In un modo forzato, Fiorello tiene sullo sfondo, come espediente narrativo, i campionati mondiali di calcio del 1982, anche se il Delitto di Giarre fu del 1980. Mi pare una ingenuità grossolana: il calcio, e soprattutto i mondiali dell’82 sono davvero una cornice didascalica per trasmettere il concetto di un intrattenimento nazional-virile-popolare. Mi ha invece convinto il modo garbato e in punta di piedi con cui i due adolescenti scoprono, giorno dopo giorno, se stessi e il loro amore adolescenziale. Un amore che non osa (o forse non sa) nemmeno dire il suo nome. Il cespuglio di riccioli di Nino cerca e incontra il tirabaci di Gianni con una naturalità, una discrezione, una dolcezza davvero credibile e verosimile per una storia ambientata a inizio anni ’80 in quella sorta di Afghanistan in minore che è questo angolo di Sicilia.
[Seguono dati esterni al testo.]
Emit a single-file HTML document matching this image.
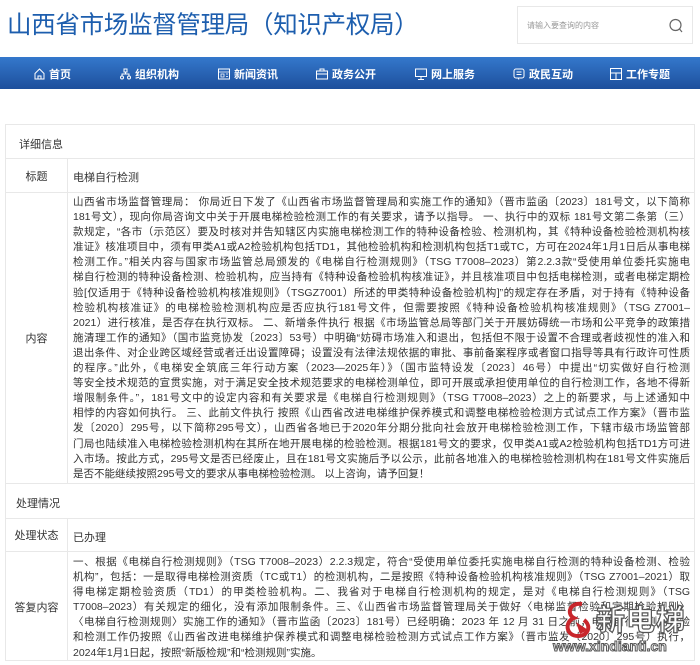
<!DOCTYPE html>
<html><head><meta charset="utf-8">
<style>
*{margin:0;padding:0;box-sizing:border-box}
body{width:700px;height:665px;background:#fff;font-family:"Liberation Sans","Noto Sans CJK SC",sans-serif;color:#333;position:relative;overflow:hidden}
.title{position:absolute;left:7px;top:6px;font-size:24.5px;color:#1d5eae;letter-spacing:-0.3px;font-weight:normal;white-space:nowrap}
.search{position:absolute;left:517px;top:6px;width:176px;height:38px;border:1px solid #e8e8e8;background:#fff}
.search span{position:absolute;left:9px;top:13px;font-size:8px;color:#999}
.search svg{position:absolute;left:150px;top:10px}
.nav{position:absolute;left:0;top:57px;width:700px;height:32px;background:linear-gradient(#3478cc,#1d4f9c);}
.nav .it{position:absolute;top:9px;color:#fff;font-size:11px;font-weight:bold;white-space:nowrap;display:flex;align-items:center;gap:4px}
.nav svg{display:block}
.box{position:absolute;left:5px;top:124px;width:690px;height:537px;border:1px solid #e8e8e8}
.row{position:absolute;left:0;width:688px;border-bottom:1px solid #e8e8e8}
.lab{position:absolute;left:0;top:0;bottom:0;width:62px;border-right:1px solid #e8e8e8;font-size:11px;display:flex;align-items:center;justify-content:center}
.val{position:absolute;left:67px;right:4px;font-size:11px}
.txt{font-size:10.5px}
.txt div{white-space:nowrap;text-align:justify;text-align-last:justify;height:15.1px;line-height:15.1px;overflow:hidden}
.txt div.l{text-align-last:left}
.hdr{font-size:11px;position:absolute;left:13px}
.wm1{position:absolute;left:596px;top:597px;font-size:29px;font-weight:bold;color:#fff;-webkit-text-stroke:1.2px #555;letter-spacing:1px}
.wm2{position:absolute;left:553px;top:638px;font-size:14px;font-weight:bold;color:#fff;-webkit-text-stroke:1px #555}
</style></head><body>
<div class="title">山西省市场监督管理局（知识产权局）</div>
<div class="search"><span>请输入要查询的内容</span>
<svg width="16" height="18" viewBox="0 0 16 18"><circle cx="7.5" cy="8" r="5.5" fill="none" stroke="#666" stroke-width="1.2"/><line x1="11.5" y1="12" x2="14" y2="15" stroke="#666" stroke-width="1.2"/></svg></div>
<div class="nav">
<div class="it" style="left:34px"><svg width="11" height="12" viewBox="0 0 11 12"><path d="M1 5.5L5.5 1L10 5.5V11H1Z M4 11V8H7V11" fill="none" stroke="#fff" stroke-width="1"/></svg>首页</div>
<div class="it" style="left:120px"><svg width="11" height="12" viewBox="0 0 11 12"><rect x="4" y="1" width="3" height="3" fill="none" stroke="#fff"/><path d="M5.5 4V6M2 8V6H9V8" fill="none" stroke="#fff"/><circle cx="2" cy="9.5" r="1.5" fill="none" stroke="#fff"/><circle cx="9" cy="9.5" r="1.5" fill="none" stroke="#fff"/></svg>组织机构</div>
<div class="it" style="left:218px"><svg width="12" height="12" viewBox="0 0 12 12"><rect x="0.5" y="1" width="11" height="10" fill="none" stroke="#fff"/><path d="M0.5 4H11.5M3 6H6V9H3ZM8 6H10M8 8.5H10" fill="none" stroke="#fff" stroke-width="0.8"/></svg>新闻资讯</div>
<div class="it" style="left:316px"><svg width="12" height="12" viewBox="0 0 12 12"><rect x="0.5" y="3" width="11" height="8" fill="none" stroke="#fff"/><path d="M4 3V1H8V3M0.5 6H11.5" fill="none" stroke="#fff"/></svg>政务公开</div>
<div class="it" style="left:415px"><svg width="12" height="12" viewBox="0 0 12 12"><rect x="0.5" y="1" width="11" height="7.5" fill="none" stroke="#fff"/><path d="M6 8.5V11M3 11.5H9" fill="none" stroke="#fff"/></svg>网上服务</div>
<div class="it" style="left:513px"><svg width="12" height="12" viewBox="0 0 12 12"><rect x="1" y="1" width="10" height="9" rx="2" fill="none" stroke="#fff"/><path d="M3.5 4H8.5M3.5 6.5H8.5M5 10L6 11.5" fill="none" stroke="#fff" stroke-width="0.9"/></svg>政民互动</div>
<div class="it" style="left:610px"><svg width="12" height="12" viewBox="0 0 12 12"><rect x="0.5" y="0.5" width="11" height="11" fill="none" stroke="#fff"/><path d="M0.5 5H11.5M6 5V11.5" fill="none" stroke="#fff"/></svg>工作专题</div>
</div>

<div class="box">
<div class="row" style="top:0;height:34px"><div class="hdr" style="top:11px">详细信息</div></div>
<div class="row" style="top:34px;height:34px"><div class="lab">标题</div><div class="val" style="top:10px">电梯自行检测</div></div>
<div class="row" style="top:68px;height:291px"><div class="lab">内容</div>
<div class="val txt" style="top:2px">
<div>山西省市场监督管理局： 你局近日下发了《山西省市场监督管理局和实施工作的通知》（晋市监函〔2023〕181号文，以下简称</div>
<div>181号文），现向你局咨询文中关于开展电梯检验检测工作的有关要求，请予以指导。 一、执行中的双标 181号文第二条第（三）</div>
<div>款规定，“各市（示范区）要及时核对并告知辖区内实施电梯检测工作的特种设备检验、检测机构，其《特种设备检验检测机构核</div>
<div>准证》核准项目中，须有甲类A1或A2检验机构包括TD1，其他检验机构和检测机构包括T1或TC，方可在2024年1月1日后从事电梯</div>
<div>检测工作。”相关内容与国家市场监管总局颁发的《电梯自行检测规则》（TSG T7008–2023）第2.2.3款“受使用单位委托实施电</div>
<div>梯自行检测的特种设备检测、检验机构，应当持有《特种设备检验机构核准证》，并且核准项目中包括电梯检测，或者电梯定期检</div>
<div>验[仅适用于《特种设备检验机构核准规则》（TSGZ7001）所述的甲类特种设备检验机构]”的规定存在矛盾，对于持有《特种设备</div>
<div>检验机构核准证》的电梯检验检测机构应是否应执行181号文件，但需要按照《特种设备检验机构核准规则》（TSG Z7001–</div>
<div>2021）进行核准，是否存在执行双标。 二、新增条件执行 根据《市场监管总局等部门关于开展妨碍统一市场和公平竞争的政策措</div>
<div>施清理工作的通知》（国市监竞协发〔2023〕53号）中明确“妨碍市场准入和退出，包括但不限于设置不合理或者歧视性的准入和</div>
<div>退出条件、对企业跨区域经营或者迁出设置障碍；设置没有法律法规依据的审批、事前备案程序或者窗口指导等具有行政许可性质</div>
<div>的程序。”此外，《电梯安全筑底三年行动方案（2023—2025年）》（国市监特设发〔2023〕46号）中提出“切实做好自行检测</div>
<div>等安全技术规范的宣贯实施，对于满足安全技术规范要求的电梯检测单位，即可开展或承担使用单位的自行检测工作，各地不得新</div>
<div>增限制条件。”，181号文中的设定内容和有关要求是《电梯自行检测规则》（TSG T7008–2023）之上的新要求，与上述通知中</div>
<div>相悖的内容如何执行。 三、此前文件执行 按照《山西省改进电梯维护保养模式和调整电梯检验检测方式试点工作方案》（晋市监</div>
<div>发〔2020〕295号，以下简称295号文），山西省各地已于2020年分期分批向社会放开电梯检验检测工作，下辖市级市场监管部</div>
<div>门局也陆续准入电梯检验检测机构在其所在地开展电梯的检验检测。根据181号文的要求，仅甲类A1或A2检验机构包括TD1方可进</div>
<div>入市场。按此方式，295号文是否已经废止，且在181号文实施后予以公示，此前各地准入的电梯检验检测机构在181号文件实施后</div>
<div class="l">是否不能继续按照295号文的要求从事电梯检验检测。 以上咨询，请予回复！</div>
</div></div>
<div class="row" style="top:359px;height:35px"><div class="hdr" style="top:11px;left:10px">处理情况</div></div>
<div class="row" style="top:394px;height:33px"><div class="lab">处理状态</div><div class="val" style="top:10px">已办理</div></div>
<div class="row" style="top:427px;height:109px;border-bottom:none"><div class="lab">答复内容</div>
<div class="val txt" style="top:3px">
<div>一、根据《电梯自行检测规则》（TSG T7008–2023）2.2.3规定，符合“受使用单位委托实施电梯自行检测的特种设备检测、检验</div>
<div>机构”，包括：一是取得电梯检测资质（TC或T1）的检测机构，二是按照《特种设备检验机构核准规则》（TSG Z7001–2021）取</div>
<div>得电梯定期检验资质（TD1）的甲类检验机构。二、我省对于电梯自行检测机构的规定，是对《电梯自行检测规则》（TSG</div>
<div>T7008–2023）有关规定的细化，没有添加限制条件。三、《山西省市场监督管理局关于做好〈电梯监督检验和定期检验规则〉</div>
<div>〈电梯自行检测规则〉实施工作的通知》（晋市监函〔2023〕181号）已经明确：2023 年 12 月 31 日之前，电梯自行检测的检验</div>
<div>和检测工作仍按照《山西省改进电梯维护保养模式和调整电梯检验检测方式试点工作方案》（晋市监发〔2020〕295号）执行，</div>
<div class="l">2024年1月1日起，按照“新版检规”和“检测规则”实施。</div>
</div></div>
</div>
<svg style="position:absolute;left:562px;top:600px" width="34" height="40" viewBox="0 0 34 40"><path d="M20 4C8 2 4 14 12 18C2 22 4 36 16 36C26 36 30 26 22 20" fill="none" stroke="#c8262c" stroke-width="4"/><path d="M14 22L26 30L18 34Z" fill="#c8262c"/></svg>
<div class="wm1">新电梯</div>
<div class="wm2">www.xindianti.cn</div>
</body></html>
Ci sono, ahimè, vari errori di produzione: i cartelli pubblicitari degli anni ’70 esposti all’esterno dei negozi sono tutti belli nuovi di zecca, mentre avrebbero dovuto essere arrugginiti e rovinati in quanto baciati dal sole siciliano da diversi anni. Uno dei due protagonisti è ripreso mentre fa il bagno con un paio di mutandine bianche coi fiorellini e quando esce ha un bel costume da bagno verde. Il ciclomotore Sì Piaggio che è usato in tutto il film è un modello rivisitato che sarebbe uscito dopo il 1982. Sarebbe stato necessario ripulire il ciglio della strada percorsa dai due picciotti in sella al motorino, mentre si nota immondizia di plastica lasciata da qualche incivile del XXI secolo, di prodotti che nel 1982 non esistevano nemmeno.

°°°SPOILER°°° Migliorabile la regia: la scena finale del film opta per un primo piano del Sì dopo che i ragazzi si sono addormentati per un bagno riconciliatore nel loro luogo ameno (un laghetto) e lo spettatore sente due colpi di fucile sullo sfondo, lasciandolo così con l’incertezza che sia stato un omicidio-suicidio e non un doppio assassinio. Ho trovato poi appesa la figura di Totò, il bambino di casa, che gode di uno spazio ampio come se fosse destinato a un ruolo finale maggiore, e poi invece non è così.

Molto ben costruite e recitate le scene in cui la mamma di Giorgio telefona alla mamma di Nino per dirle, al modo omertoso siculo, che su suo figlio Giorgio ormai “girano già tante voci, ma se lei vuole salvare Nino fa ancora in tempo, basta evitare di farlo uscire con Giorgio”. Convincente la scena in cui il padre e lo zio di Nino rinchiudono Nino in una specie di cella del loro casolare, con la mamma e la sorella che vorrebbero farlo uscire perché temono che i due uomini di casa lo vogliamo ammazzare per aver scoperto la sa relazione con l’altro ragazzo. Bella (mostruosa, ma bella, molto ben girata e recitata) la scena in cui i parenti di Nino, dalle campagne, raggiungono in auto il paesino di Giorgio per picchiarlo duramente proprio davanti al bar del paese, sfidando il senso di orgoglio campanilistico di questi laidi perdigiorno che sono combattuti fra il difendere il “loro” compaesano dalle grinfie dei “forestieri”, e il lasciare che il “puppu co’ bullu” riceva il fatto suo dalla squadraccia etero.

Significativa e quasi filosofica, poi, la frase del cugino che vive in una roulotte vicino alla cascina del padre di Nino, personaggio di cui sappiamo poco e niente, se non che si bulla di essere sempre in mezzo alle fimmine, ma poi esce abbracciato a due turisti americani, un lui e una lei, in un chiaro atteggiamento lascivo e bisessuale e che, infatti, dà il motto della Sicilia di ogni tempo sulle questioni di sesso: “Quel che fai di nascosto, lo puoi fare per 100 anni”.

Va detto che il film è tratto dal romanzo di Valerio La Martire, Stranizza, che però non viene citato nei titoli di testa e questo ha portato a un conflitto fra lo scrittore e la produzione del film, al punto da averne chiesto il ritiro dalle sale. Peccato.